The late Saudi King Abdullah tried to make cautious changes to his conservative country and at times struggled with religious leaders. But his reign will not be known for ushering in major shifts in Saudi policies.
In highly conservative Saudi Arabia, change comes only at a slow pace. King Abdullah knew that and was careful and deliberate when making political and social changes to his country, eschewing radical reform from the time he took over as the kingdom's leader to his death on January 23.
Abdullah bin Abdul Aziz al Saud was the sixth king to sit on the throne since the founding of the Saudi monarchy and was one of the son's of Ibn Saud, the founder of modern Saudi Arabia. Ibn Saud, who died in 1953, had more than three dozen sons and the title of king has been passed among them rather than continually from father to son. When Abdullah succeeded to the throne in 2005, he was 80 years old.
Abdullah grew up at the royal court where he received a traditional Islamic education. Like many princes, he was given official public duties. In 1962, he became commander of the national guard. Later he took posts as the second and ultimately first deputy prime minister. In Saudi Arabia's absolute monarchy, the king also serves as prime minister and the crown prince is also the deputy PM.

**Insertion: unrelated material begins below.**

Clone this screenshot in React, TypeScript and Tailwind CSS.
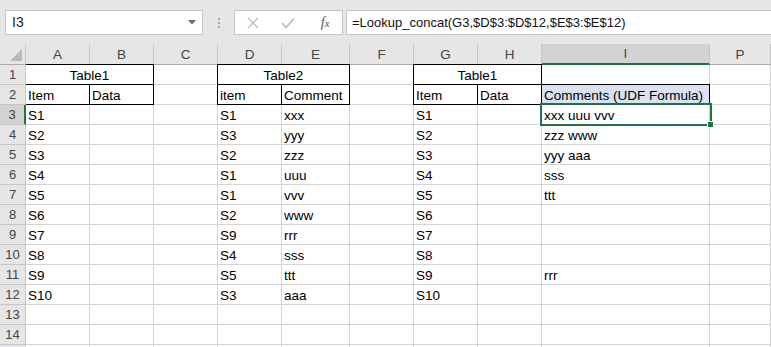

When Abdullah's half-brother Fahd suffered a stroke, Abdullah took over de facto leadership of the government in 1996.
Regional power brokers
King Abdullah's foreign policy concentrated on making his country a regional power. His main goal was to hold Iran's growing influence in check, a point that has been made clear by competing Saudi and Iranian interests in the current Syrian civil war. While Riyadh has supported rebels fighting Syrian President Bashar al-Assad, Tehran has worked to shore up Assad's regime and the troops loyal to him.
As Saudi king, Abdullah was also the Custodian of the Two Holy Mosques. The home to the Muslim holy sites of Mecca and Medina, Saudi Arabia hosts millions of pilgrims each year, which gives the Saudi leader a special role in Islam.
The Saudis also have a special position for their strict interpretation of Wahhabist Islam. The state, wealthy individuals and semiofficial foundations go to great lengths - and spend much money - exporting their interpretation of Islam around the world. Following the September 11, 2001, terrorist attacks in the United States, Saudi Arabia came under criticism for promoting Islamic radicalism. Fifteen of the 19 bombers involved in the attacks were Saudi citizens.
Domestically, Wahhabists are responsible for enforcing public morals as well as the justice and education systems and even the smallest of changes can provoke a major reaction from the conservative religious representatives. That led Abdullah to replace several critics of his reforms.
Criticism came, among other issues, for his careful policies of promoting women. After Saudi men received the right to vote for municipal matters, the same right was to be given to women in 2015. Abdullah also appointed the first female Cabinet minister in 2009. The deputy education minister was also responsible for the schooling of girls in the kingdom's gender-separated schools. Abdullah also opened the country's Consultative Assembly to women. Saudi Arabia does, however, remain the only country in the world where women are not permitted to drive.
Abdullah's reforms, however, have not limited the monarch's absolute powers. The Consultative Assembly has barely any power and political parties are forbidden. Criticism of the royal house or Islam is taboo. Calls for reforms are regarded as threats to the state and critics were severely punished, as has been the case for blogger Raif Badawi who was sentenced to 10 years in prison and 1,000 lashes on charges including apostasy.
Like his predecessors, Abdullah was extremely interested in protecting his dynasty. That meant changes brought about in other countries in the region as part of the so-called Arab Spring uprisings were hardly felt in Saudi Arabia. Protests against nepotism and other forms of corruption were immediately and usually violently quelled by authorities. Saudi troops even entered neighboring Bahrain to protect the royal house there from public demonstrations and to prevent unrest from spreading across the border.
The Saudi Royal Court announced that Abdullah would be succeeded by his half-brother Salman.